The best beer of the day for me was the Randy Candy “Saison Americaine”. I don’t remember exactly what this beer was (after all, what the hell is an American Saison?”) but I really liked it. It was a dry, openly fermented farmhouse with… Citra and Hallertau hops. It worked.
What didn’t work was the name: Randy Candie. Alvarium was served notice that the name was trademarked by “an apparel company” in North Carolina. So they changed the name to “Don’t Sue me Bro.”

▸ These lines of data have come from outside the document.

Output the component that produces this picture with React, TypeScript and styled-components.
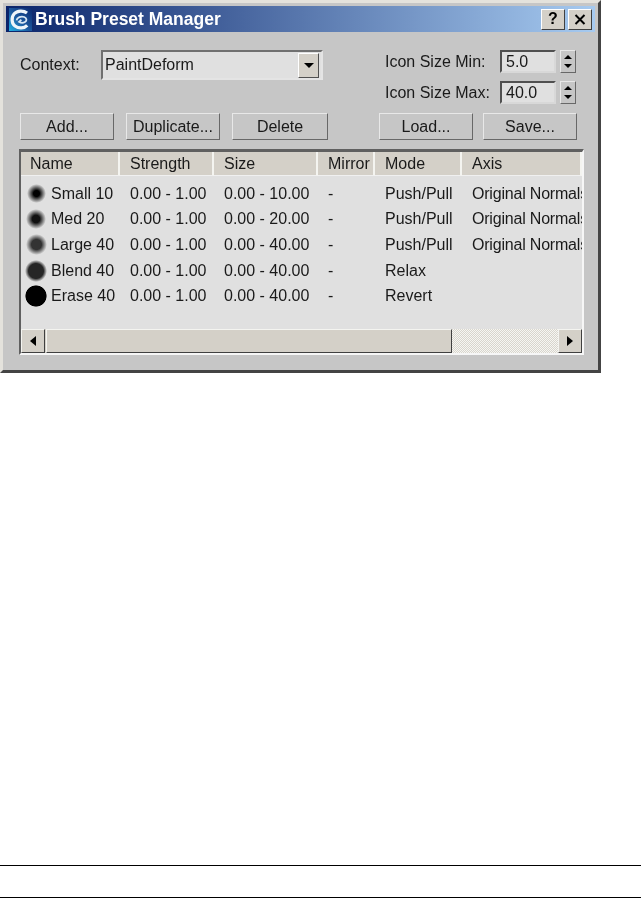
import React from 'react'
import styled, { createGlobalStyle } from 'styled-components'

const GlobalStyle = createGlobalStyle`
html, body {
  margin: 0;
  padding: 0;
  background: #fff;
}
body {
  font-family: 'Liberation Sans', Arial, sans-serif;
  font-size: 16px;
  color: #1a1a1a;
}
`

const Page = styled.div`
width: 641px;
height: 898px;
overflow: hidden;
display: flex;
flex-direction: column;
`

const Window = styled.div`
box-sizing: border-box;
width: 601px;
height: 373px;
background: #c6c6c6;
border-top: 3px solid #e4e2dc;
border-left: 3px solid #e4e2dc;
border-right: 3px solid #444;
border-bottom: 3px solid #444;
padding: 3px 3px 0 3px;
filter: blur(0.4px);
`

const TitleBar = styled.div`
height: 26px;
display: flex;
align-items: center;
padding: 0 3px;
background: linear-gradient(90deg, #0a246a 0%, #a6caf0 100%);
`

const LogoBox = styled.svg`
width: 23px;
height: 23px;
flex: none;
`

const TitleText = styled.div`
margin-left: 3px;
flex: 1;
color: #fff;
font-weight: 700;
font-size: 17.5px;
`

const CaptionButton = styled.div`
box-sizing: border-box;
width: 24px;
height: 21px;
margin-left: 3px;
display: flex;
align-items: center;
justify-content: center;
background: #d4d0c8;
border: 1px solid;
border-color: #fff #404040 #404040 #fff;
font-weight: 700;
font-size: 16px;
color: #000;
`

const TopSection = styled.div`
display: flex;
justify-content: space-between;
padding: 18px 19px 0 14px;
height: 72px;
box-sizing: border-box;
`

const ContextRow = styled.div`
display: flex;
align-items: flex-start;
`

const ContextLabel = styled.div`
width: 81px;
line-height: 29px;
`

const Combo = styled.div`
box-sizing: border-box;
width: 222px;
height: 30px;
display: flex;
align-items: center;
justify-content: space-between;
padding: 0 2px 0 2px;
background: #e0e0e0;
border: 2px solid;
border-color: #707070 #e4e4e4 #e4e4e4 #707070;
`

const ArrowButton = styled.div`
box-sizing: border-box;
width: 21px;
height: 25px;
display: flex;
align-items: center;
justify-content: center;
background: #d4d0c8;
border: 1px solid;
border-color: #fff #505050 #505050 #fff;
`

const SizeFields = styled.div`
display: flex;
flex-direction: column;
gap: 8px;
`

const SizeRow = styled.div`
display: flex;
align-items: center;
height: 23px;
`

const SizeLabel = styled.div`
width: 115px;
padding-top: 1px;
`

const SizeInput = styled.div`
box-sizing: border-box;
width: 56px;
height: 23px;
padding-left: 4px;
line-height: 19px;
background: #e0e0e0;
border: 2px solid;
border-color: #505050 #d8d8d8 #d8d8d8 #505050;
`

const Spinner = styled.div`
box-sizing: border-box;
width: 16px;
height: 23px;
margin-left: 4px;
display: flex;
flex-direction: column;
align-items: center;
justify-content: space-around;
padding: 2px 0;
background: #c6c6c6;
border: 1px solid;
border-color: #e8e8e8 #686868 #686868 #e8e8e8;
`

const ButtonRow = styled.div`
display: flex;
justify-content: space-between;
padding: 0 18px 0 14px;
margin-top: 9px;
`

const ButtonGroup = styled.div<{ $gap: number }>`
display: flex;
gap: ${(p) => p.$gap}px;
`

const PushButton = styled.div<{ $width: number }>`
box-sizing: border-box;
width: ${(p) => p.$width}px;
height: 27px;
display: flex;
align-items: center;
justify-content: center;
background: #c6c6c6;
border: 1px solid;
border-color: #e8e8e8 #686868 #686868 #e8e8e8;
`

const ListPanel = styled.div`
box-sizing: border-box;
width: 565px;
height: 206px;
margin: 9px 0 0 13px;
display: flex;
flex-direction: column;
background: #e0e0e0;
border-style: solid;
border-color: #606060 #f6f6f6 #f6f6f6 #606060;
border-width: 3px 2px 2px 2px;
overflow: hidden;
`

const columnTemplate = '99px 94px 104px 57px 87px 120px'

const HeaderRow = styled.div`
display: grid;
grid-template-columns: ${columnTemplate};
height: 24px;
flex: none;
`

const HeaderCell = styled.div`
box-sizing: border-box;
padding-left: 10px;
line-height: 23px;
background: #d4d0c8;
border-bottom: 1px solid #f0f0f0;
border-right: 2px solid #f4f4f0;
white-space: nowrap;
overflow: hidden;
&:first-child {
  padding-left: 9px;
}
`

const Rows = styled.div`
flex: 1;
padding-top: 5px;
`

const Row = styled.div`
display: grid;
grid-template-columns: ${columnTemplate};
height: 25.6px;
align-items: center;
white-space: nowrap;
`

const Cell = styled.div`
padding-left: 10px;
overflow: hidden;
`

const AxisCell = styled(Cell)`
letter-spacing: -0.2px;
`

const NameCell = styled(Cell)`
display: flex;
align-items: center;
padding-left: 0;
`

const BrushSlot = styled.div`
width: 30px;
display: flex;
justify-content: center;
flex: none;
`

const Brush = styled.div<{ $size: number; $core: number; $tone: string }>`
width: ${(p) => p.$size}px;
height: ${(p) => p.$size}px;
border-radius: 50%;
background: radial-gradient(circle closest-side, ${(p) => p.$tone} 0%, ${(p) => p.$tone} ${(p) => p.$core}%, #e0e0e0 100%);
`

const ScrollBar = styled.div`
flex: none;
height: 24px;
display: flex;
background: #d4d0c8;
`

const ScrollButton = styled.div`
box-sizing: border-box;
width: 24px;
flex: none;
display: flex;
align-items: center;
justify-content: center;
background: #d4d0c8;
border: 1px solid;
border-color: #f4f4f0 #404040 #404040 #f4f4f0;
`

const ScrollThumb = styled.div`
box-sizing: border-box;
width: 406px;
margin-left: 1px;
background: #d4d0c8;
border: 1px solid;
border-color: #f4f4f0 #404040 #404040 #f4f4f0;
`

const ScrollTrack = styled.div`
flex: 1;
background: repeating-conic-gradient(#f6f6f2 0 25%, #d8d5cd 0 50%) 0 0 / 2px 2px;
`

const PageRule = styled.div<{ $top: number }>`
height: 1px;
background: #000;
margin-top: ${(p) => p.$top}px;
flex: none;
`

const columnLabels = ['Name', 'Strength', 'Size', 'Mirror', 'Mode', 'Axis']

const presets = [
  { name: 'Small 10', size: 19, core: 32, tone: '#000', range: '0.00 - 10.00', mode: 'Push/Pull', axis: 'Original Normals' },
  { name: 'Med 20', size: 20, core: 38, tone: '#111', range: '0.00 - 20.00', mode: 'Push/Pull', axis: 'Original Normals' },
  { name: 'Large 40', size: 21, core: 48, tone: '#333', range: '0.00 - 40.00', mode: 'Push/Pull', axis: 'Original Normals' },
  { name: 'Blend 40', size: 22, core: 68, tone: '#262626', range: '0.00 - 40.00', mode: 'Relax', axis: '' },
  { name: 'Erase 40', size: 22, core: 92, tone: '#000', range: '0.00 - 40.00', mode: 'Revert', axis: '' },
]

function Triangle({ dir, size = 5 }: { dir: 'up' | 'down' | 'left' | 'right'; size?: number }) {
  const shapes = {
    up: '0,5 5,0 10,5',
    down: '0,0 10,0 5,5',
    left: '6,0 6,10 0,5',
    right: '0,0 0,10 6,5',
  }
  const horizontal = dir === 'left' || dir === 'right'
  const w = horizontal ? 6 : 10
  const h = horizontal ? 10 : 5
  return (
    <svg width={(w * size) / 5} height={(h * size) / 5} viewBox={`0 0 ${w} ${h}`}>
      <polygon points={shapes[dir]} fill="#000" />
    </svg>
  )
}

function Logo() {
  return (
    <LogoBox viewBox="0 0 23 23">
      <defs>
        <linearGradient id="logoBg" x1="1" y1="0" x2="0" y2="1">
          <stop offset="0" stopColor="#0c2a70" />
          <stop offset="0.55" stopColor="#1d5aa0" />
          <stop offset="1" stopColor="#22b0e4" />
        </linearGradient>
      </defs>
      <rect width="23" height="23" fill="url(#logoBg)" />
      <path d="M18 5C14.4 2.2 8.2 2.4 5.2 5.8 2 9.4 2.6 15.4 6 18c3.6 2.8 9.2 2.6 12.2-.6" fill="none" stroke="#eef4fa" strokeWidth="3.2" />
      <path d="M7.6 12.4c.2-3 4.6-4.6 7.6-3.4 2.6 1 3 3.6.8 5-1.8 1.2-4.2 1-6-.2l2.4-2" fill="none" stroke="#d8e6f4" strokeWidth="1.8" />
    </LogoBox>
  )
}

function SpinnerArrows() {
  return (
    <Spinner>
      <Triangle dir="up" size={4} />
      <Triangle dir="down" size={4} />
    </Spinner>
  )
}

export default function App() {
  return (
    <Page>
      <GlobalStyle />
      <Window>
        <TitleBar>
          <Logo />
          <TitleText>Brush Preset Manager</TitleText>
          <CaptionButton>?</CaptionButton>
          <CaptionButton>
            <svg width="12" height="11" viewBox="0 0 12 11">
              <path d="M1.5 1l9 9M10.5 1l-9 9" stroke="#000" strokeWidth="2" />
            </svg>
          </CaptionButton>
        </TitleBar>
        <TopSection>
          <ContextRow>
            <ContextLabel>Context:</ContextLabel>
            <Combo>
              PaintDeform
              <ArrowButton>
                <Triangle dir="down" />
              </ArrowButton>
            </Combo>
          </ContextRow>
          <SizeFields>
            <SizeRow>
              <SizeLabel>Icon Size Min:</SizeLabel>
              <SizeInput>5.0</SizeInput>
              <SpinnerArrows />
            </SizeRow>
            <SizeRow>
              <SizeLabel>Icon Size Max:</SizeLabel>
              <SizeInput>40.0</SizeInput>
              <SpinnerArrows />
            </SizeRow>
          </SizeFields>
        </TopSection>
        <ButtonRow>
          <ButtonGroup $gap={12}>
            <PushButton $width={94}>Add...</PushButton>
            <PushButton $width={94}>Duplicate...</PushButton>
            <PushButton $width={96}>Delete</PushButton>
          </ButtonGroup>
          <ButtonGroup $gap={10}>
            <PushButton $width={94}>Load...</PushButton>
            <PushButton $width={94}>Save...</PushButton>
          </ButtonGroup>
        </ButtonRow>
        <ListPanel>
          <HeaderRow>
            {columnLabels.map((label) => (
              <HeaderCell key={label}>{label}</HeaderCell>
            ))}
          </HeaderRow>
          <Rows>
            {presets.map((p) => (
              <Row key={p.name}>
                <NameCell>
                  <BrushSlot>
                    <Brush $size={p.size} $core={p.core} $tone={p.tone} />
                  </BrushSlot>
                  {p.name}
                </NameCell>
                <Cell>0.00 - 1.00</Cell>
                <Cell>{p.range}</Cell>
                <Cell>-</Cell>
                <Cell>{p.mode}</Cell>
                <AxisCell>{p.axis}</AxisCell>
              </Row>
            ))}
          </Rows>
          <ScrollBar>
            <ScrollButton>
              <Triangle dir="left" />
            </ScrollButton>
            <ScrollThumb />
            <ScrollTrack />
            <ScrollButton>
              <Triangle dir="right" />
            </ScrollButton>
          </ScrollBar>
        </ListPanel>
      </Window>
      <PageRule $top={492} />
      <PageRule $top={31} />
    </Page>
  )
}
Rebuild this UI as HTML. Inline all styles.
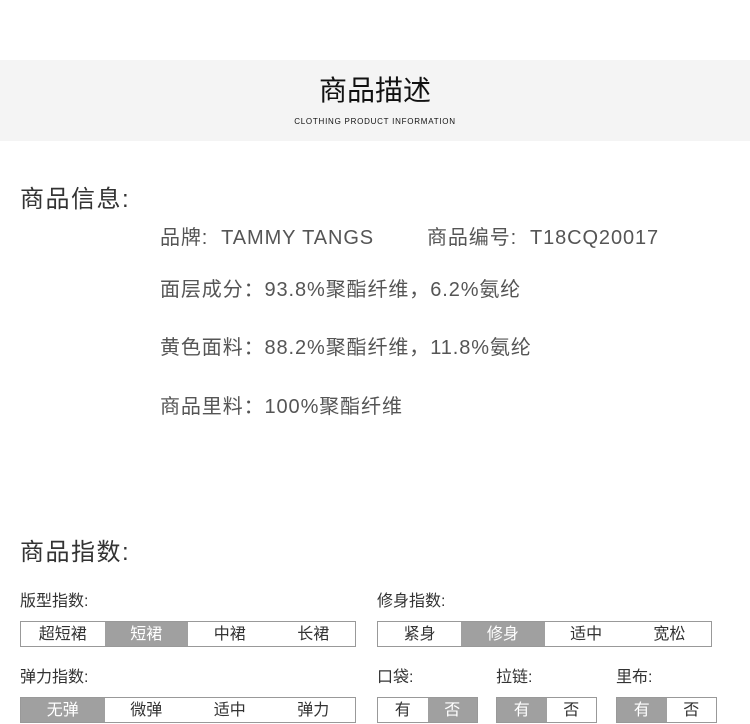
<!DOCTYPE html>
<html><head><meta charset="utf-8"><style>
*{margin:0;padding:0;box-sizing:border-box}
body{width:750px;height:724px;background:#fff;font-family:"Liberation Sans","Noto Sans CJK SC",sans-serif;position:relative;overflow:hidden;color:#333}
.band{position:absolute;left:0;top:60px;width:750px;height:81px;background:#f4f4f4}
.t{position:absolute;left:0;width:750px;text-align:center;color:#111}
.a{position:absolute;white-space:nowrap}
.h{font-size:24px;color:#333;left:20px;letter-spacing:1.5px}
.info{font-size:20px;color:#555;left:160px;letter-spacing:0.9px}
.lab{font-size:16px;color:#333}
.box{position:absolute;height:26px;border:1px solid #999;display:flex}
.box div{flex:1;text-align:center;font-size:16px;line-height:26px;color:#333}
.box .on{background:#a0a0a0;color:#fff}
</style></head><body>
<div class="band"></div>
<div class="t" style="top:74px;font-size:28px;line-height:34px">商品描述</div>
<div class="t" style="top:117px;font-size:8px;letter-spacing:0.75px;line-height:10px">CLOTHING PRODUCT INFORMATION</div>
<div class="a h" style="top:185px;line-height:30px">商品信息:</div>
<div class="a info" style="top:225px;line-height:26px">品牌:&nbsp;&nbsp;TAMMY TANGS</div>
<div class="a info" style="left:427px;top:225px;line-height:26px">商品编号:&nbsp;&nbsp;T18CQ20017</div>
<div class="a info" style="top:277px;line-height:26px">面层成分：93.8%聚酯纤维，6.2%氨纶</div>
<div class="a info" style="top:335px;line-height:26px">黄色面料：88.2%聚酯纤维，11.8%氨纶</div>
<div class="a info" style="top:394px;line-height:26px">商品里料：100%聚酯纤维</div>
<div class="a h" style="top:538px;line-height:30px">商品指数:</div>
<div class="a lab" style="left:20px;top:587px">版型指数:</div>
<div class="a lab" style="left:377px;top:587px">修身指数:</div>
<div class="box" style="left:20px;top:621px;width:336px"><div>超短裙</div><div class="on">短裙</div><div>中裙</div><div>长裙</div></div>
<div class="box" style="left:377px;top:621px;width:335px"><div>紧身</div><div class="on">修身</div><div>适中</div><div>宽松</div></div>
<div class="a lab" style="left:20px;top:663px">弹力指数:</div>
<div class="a lab" style="left:377px;top:663px">口袋:</div>
<div class="a lab" style="left:496px;top:663px">拉链:</div>
<div class="a lab" style="left:616px;top:663px">里布:</div>
<div class="box" style="left:20px;top:697px;width:336px"><div class="on">无弹</div><div>微弹</div><div>适中</div><div>弹力</div></div>
<div class="box" style="left:377px;top:697px;width:101px"><div>有</div><div class="on">否</div></div>
<div class="box" style="left:496px;top:697px;width:101px"><div class="on">有</div><div>否</div></div>
<div class="box" style="left:616px;top:697px;width:101px"><div class="on">有</div><div>否</div></div>
</body></html>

Weirdly, the “bro” suing them is not a lawyer, Randie Candy isn’t an actual company, and the “bro’s” job – after getting out of jail a couple years ago – is to sue company’s like NBC Universal and.. Alvarium Beer Company. But no one even cares anymore. With a billion breweries brewing a trillion beers, most never leave the taproom. Changing the names requires zero effort and patrons could not care less.
Note: “The Feds” apparently had issue with Alvarium’s Orange Kush beer name too. I guess it was too marijuana-y. They also forced Bad Sons in Derby to change the name of Doobage. LOL at what’s important to our government these days.
Alvarium: Slightly older school brewery in a modern atmosphere with games and seating and attention to design details. Probably won’t ever lose focus on New Britain’s working class roots and will always have beers on tap that speak to that. Bugnacki Kielbasa always available – hot in a sandwich or for take home.
True story: Hoang went to high school with a Bugnacki Kielbasa kid. That’s all I’ve got, because I forget what she said about him. Okay, I’ll make something up… he always smelled like meat.
Let’s rejoice there are now two good breweries in New Britain. A town that could use a drink now and then.